As everybody knows, the apartment ploy to get on the ladder seriously backfired for thousands of Irish people. Some are caught in a nightmarish bind, where their freedom of movement is seriously restricted. They are ensnared in a Catch 22 dilemma, that if the value of their apartment moves up to something akin to the price they paid for it, so too will the aspirational house they hanker after, which seems ever further out of reach.

And so we return again to the central question – is now the right time to buy a property because of a general feeling the market has bottomed out? But has it really? As always we live in an uncertain world with an unknown future.

Those who believe in such matters assure us that only God knows exactly what is down the line.

However, in the absence of taking guidance from some higher power, perhaps on a more earthly basis, acknowledging what our futurologist economist Morgan Kelly has to say, just might be the next best thing.

Morgan is of course credited with predicting the property price crash which signalled the death of the Celtic Tiger. He has now ventured out once again from the rarefied world of the UCD economics department to warn us of further perdition to come. He is convinced an alarming number of our small businesses are severely in hock, because of their speculation on the property market during our crazy days.

We are burying our heads in the sand on this issue according to his latest warning.
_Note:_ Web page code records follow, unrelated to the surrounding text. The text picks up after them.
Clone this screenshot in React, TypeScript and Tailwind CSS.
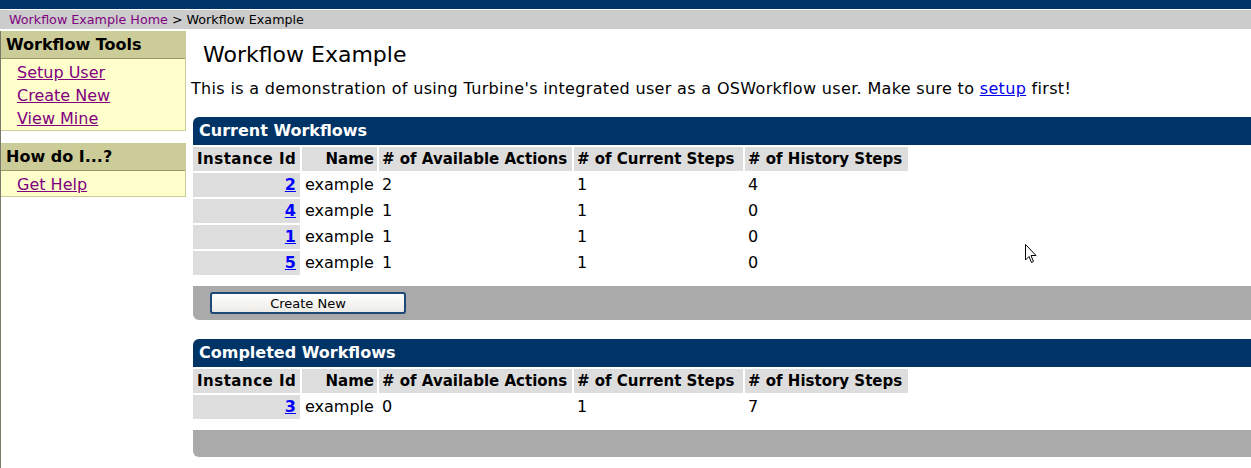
import React from "react";

const FONT = { fontFamily: '"DejaVu Sans", Verdana, sans-serif' };

type Row = { id: string; name: string; actions: string; current: string; history: string };

const CURRENT: Row[] = [
  { id: "2", name: "example", actions: "2", current: "1", history: "4" },
  { id: "4", name: "example", actions: "1", current: "1", history: "0" },
  { id: "1", name: "example", actions: "1", current: "1", history: "0" },
  { id: "5", name: "example", actions: "1", current: "1", history: "0" },
];

const COMPLETED: Row[] = [
  { id: "3", name: "example", actions: "0", current: "1", history: "7" },
];

const GRID = "grid grid-cols-[107px_75px_193px_169px_163px] gap-[2px] w-[715px]";

function SideBox({ title, links }: { title: string; links: string[] }) {
  return (
    <div className="border-r border-b border-[#cccc99] bg-[#ffffcc]">
      <div className="h-[28px] bg-[#cccc99] border-b border-[#999966] pl-[5px] text-[16px] font-bold leading-[27px] text-black">
        {title}
      </div>
      <ul className="pl-[16px] pt-[2px]">
        {links.map((l) => (
          <li key={l} className="h-[23px] leading-[23px] text-[16px]">
            <a href="#" className="text-[#800080] underline">
              {l}
            </a>
          </li>
        ))}
      </ul>
    </div>
  );
}

function WorkflowTable({
  title,
  rows,
  button,
}: {
  title: string;
  rows: Row[];
  button?: boolean;
}) {
  const head = "bg-[#dddddd] h-[24px] leading-[24px] text-[15px] font-bold text-black px-[3px] whitespace-nowrap";
  const cell = "h-[24px] leading-[24px] text-[16px] text-black px-[3px]";
  return (
    <section>
      <div className="h-[28px] bg-[#003366] rounded-tl-[6px] pl-[6px] text-[16px] font-bold leading-[28px] text-white">
        {title}
      </div>
      <div className={`${GRID} pt-[2px]`}>
        <div className={`${head} pl-[4px] tracking-[0.5px]`}>Instance Id</div>
        <div className={`${head} text-right`}>Name</div>
        <div className={head}># of Available Actions</div>
        <div className={head}># of Current Steps</div>
        <div className={head}># of History Steps</div>
        {rows.map((r) => (
          <React.Fragment key={r.id}>
            <div className={`${cell} bg-[#dddddd] text-right pr-[4px]`}>
              <a href="#" className="font-bold text-[#0000ff] underline">
                {r.id}
              </a>
            </div>
            <div className={cell}>{r.name}</div>
            <div className={cell}>{r.actions}</div>
            <div className={cell}>{r.current}</div>
            <div className={cell}>{r.history}</div>
          </React.Fragment>
        ))}
      </div>
      <div
        className={`mt-[11px] bg-[#aaaaaa] rounded-bl-[6px] flex items-center pl-[17px] ${
          button ? "h-[34px]" : "h-[27px]"
        }`}
      >
        {button && (
          <button className="w-[196px] h-[22px] rounded-[3px] border-2 border-[#1f4778] bg-gradient-to-b from-white to-[#ecebe6] text-[13px] text-black leading-none">
            Create New
          </button>
        )}
      </div>
    </section>
  );
}

export default function App() {
  return (
    <div className="relative w-[1251px] h-[468px] bg-white overflow-hidden" style={FONT}>
      <div className="h-[9px] bg-[#003366]" />
      <div className="mt-px h-[19px] bg-[#cccccc] pl-[9px] text-[12.7px] leading-[19px] text-black">
        <a href="#" className="text-[#800080]">
          Workflow Example Home
        </a>{" "}
        &gt; Workflow Example
      </div>
      <div className="flex h-[439px] pt-[2px]">
        <aside className="w-[186px] shrink-0 border-l border-[#7a7a6a] flex flex-col gap-[12px]">
          <SideBox title="Workflow Tools" links={["Setup User", "Create New", "View Mine"]} />
          <SideBox title="How do I...?" links={["Get Help"]} />
        </aside>
        <main className="flex-1 pl-[5px]">
          <h1 className="pl-[12px] pt-[10px] text-[22px] leading-[28px] text-black">Workflow Example</h1>
          <p className="mt-[10px] text-[16px] tracking-[0.33px] leading-[20px] text-black whitespace-nowrap">
            This is a demonstration of using Turbine's integrated user as a OSWorkflow user. Make sure to{" "}
            <a href="#" className="text-[#0000ee] underline">
              setup
            </a>{" "}
            first!
          </p>
          <div className="pl-[2px] pt-[18px] flex flex-col gap-[19px]">
            <WorkflowTable title="Current Workflows" rows={CURRENT} button />
            <WorkflowTable title="Completed Workflows" rows={COMPLETED} />
          </div>
        </main>
      </div>
      <svg
        className="absolute left-[1025px] top-[244px]"
        width="12"
        height="20"
        viewBox="0 0 12 20"
      >
        <path
          d="M0.5 0.5 L0.5 16 L4 12.5 L6.5 18.5 L8.5 17.5 L6 11.5 L11 11.5 Z"
          fill="white"
          stroke="black"
          strokeWidth="1"
          strokeLinejoin="miter"
        />
      </svg>
    </div>
  );
}
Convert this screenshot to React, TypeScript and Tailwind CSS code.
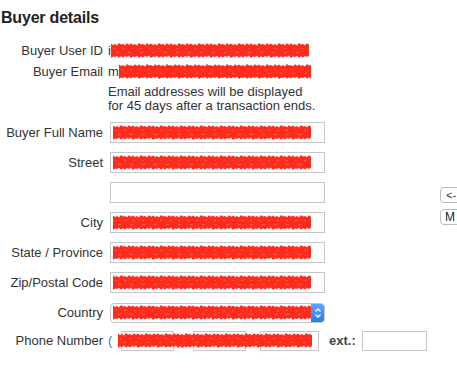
import React from 'react';

const Scribble = ({ w = 198, h = 15 }: { w?: number; h?: number }) => {
  const top: string[] = [];
  const bottom: string[] = [];
  const jitter = [0.5, 2, 1, 2.5, 0, 1.5, 1, 2.2, 0.3, 1.8];
  for (let x = 0, i = 0; x <= w; x += 2, i++) {
    top.push(`${x},${jitter[i % 10]}`);
    bottom.push(`${x},${h - jitter[(i + 4) % 10]}`);
  }
  const d = `M${top.join(' L')} L${bottom.reverse().join(' L')} Z`;
  return (
    <svg width={w} height={h} viewBox={`0 0 ${w} ${h}`} className="block">
      <path d={d} fill="#ff2b1c" />
      <path d={`M2,${h / 2 - 2} L${w - 2},${h / 2 - 2}`} stroke="#ff5a48" strokeWidth="1" strokeDasharray="2 7" />
      <path d={`M5,${h / 2 + 2} L${w - 2},${h / 2 + 2}`} stroke="#ff5a48" strokeWidth="1" strokeDasharray="3 9" />
    </svg>
  );
};

const Label = ({ children }: { children: React.ReactNode }) => (
  <div className="w-[103px] shrink-0 text-right">{children}</div>
);

const Field = ({ label, filled = true }: { label?: string; filled?: boolean }) => (
  <div className="flex items-center h-[21px] mt-[9px]">
    <Label>{label}</Label>
    <div className="ml-[7px] w-[215px] h-[21px] border border-[#c6c6c6] bg-white flex items-center pl-[2px]">
      {filled && <Scribble w={198} h={15} />}
    </div>
  </div>
);

export default function App() {
  return (
    <div className="w-[457px] h-[390px] overflow-hidden bg-white flex font-['Liberation_Sans',Arial,sans-serif] text-[13px] text-[#333]">
      <div className="w-[440px] shrink-0">
        <h2 className="pt-[8px] pl-[1px] h-[28px] text-[16px] font-bold leading-[20px] text-[#222] tracking-[-0.2px]">Buyer details</h2>

        <div className="flex items-center h-[21px] mt-[12px]">
          <Label>Buyer User ID</Label>
          <div className="ml-[5px] flex items-center">
            <span>i</span>
            <Scribble w={198} h={15} />
          </div>
        </div>
        <div className="flex items-center h-[21px]">
          <Label>Buyer Email</Label>
          <div className="ml-[5px] flex items-center">
            <span>m</span>
            <Scribble w={192} h={15} />
          </div>
        </div>
        <div className="pl-[108px] pt-[3px] leading-[14px]">
          Email addresses will be displayed
          <br />
          for 45 days after a transaction ends.
        </div>

        <Field label="Buyer Full Name" />
        <Field label="Street" />
        <Field filled={false} />
        <Field label="City" />
        <Field label="State / Province" />
        <Field label="Zip/Postal Code" />

        <div className="flex items-center h-[21px] mt-[9px]">
          <Label>Country</Label>
          <div className="ml-[7px] w-[215px] h-[20px] border border-[#c6c6c6] rounded-[4px] bg-white flex items-center overflow-hidden">
            <div className="flex-1 pl-[2px]">
              <Scribble w={198} h={15} />
            </div>
            <div className="w-[15px] h-full bg-gradient-to-b from-[#5aa3ff] to-[#2a7cf0] flex items-center justify-center">
              <svg width="8" height="12" viewBox="0 0 8 12">
                <path d="M1.5 4.5 L4 2 L6.5 4.5 M1.5 7.5 L4 10 L6.5 7.5" stroke="white" strokeWidth="1.3" fill="none" />
              </svg>
            </div>
          </div>
        </div>

        <div className="relative flex items-center h-[21px] mt-[7px]">
          <Label>Phone Number</Label>
          <span className="ml-[5px] text-[#4a74b0]">(</span>
          <div className="ml-[9px] w-[53px] h-[20px] border border-[#c6c6c6]" />
          <span className="mx-[7px]">)</span>
          <div className="w-[53px] h-[20px] border border-[#c6c6c6]" />
          <span className="mx-[5px]">-</span>
          <div className="w-[59px] h-[20px] border border-[#c6c6c6]" />
          <span className="ml-[10px] font-bold text-[#444]">ext.:</span>
          <div className="ml-[6px] w-[65px] h-[20px] border border-[#c6c6c6]" />
          <div className="absolute left-[118px] top-[3px]">
            <Scribble w={194} h={15} />
          </div>
        </div>
      </div>

      <div className="mt-[187px] flex flex-col gap-[6px]">
        <button className="w-[40px] h-[16px] border border-[#bbb] rounded-[4px] bg-white text-[11px] leading-[14px] text-left pl-[5px]">&lt;-</button>
        <button className="w-[40px] h-[16px] border border-[#bbb] rounded-[4px] bg-white text-[12px] leading-[14px] text-left pl-[4px] text-[#123]">M</button>
      </div>
    </div>
  );
}
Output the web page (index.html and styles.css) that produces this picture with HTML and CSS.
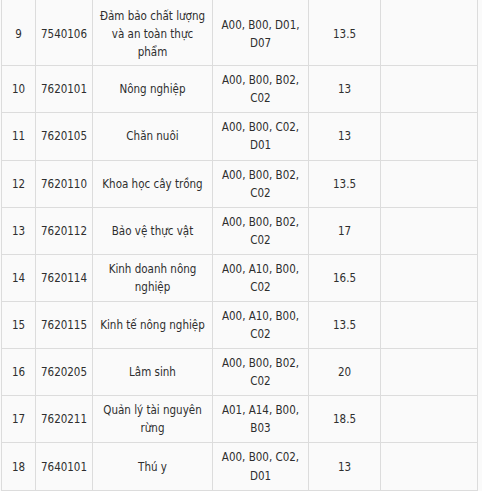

There is a real risk many businesses will go bust, pushing a huge number of workers on to the dole queue.

And because it's Morgan Kelly who is making the prediction, the politicians are slow to dismiss him this time round. Even the ever-crafty Michael Noonan insists he is more than welcome to share his concerns with our central bankers. But that is also a real shrewd move by the minister. It forces the watchdog for our excesses to come up with some solutions, as well as telling us what are our problems.

Morgan Kelly also has his critics, and the naysayers point out not all of his predictions have come to pass.

There is also the cynical view that if he is so good at reading the economic tea leaves, how come he is still working for somebody else? Knowing when to buy and when to sell – when a market is approaching the bottom or is about to hit its peak – has been the cornerstone of many a fortune make by a self-employed millionaire.

But maybe at the end of the day, only the aforementioned God really knows if Irish property prices have hit the bottom, and if now is a good time to buy.

So perhaps getting on your knees, and praying for some guidance from on high, before you bid for that house, just might be as good a bet as any.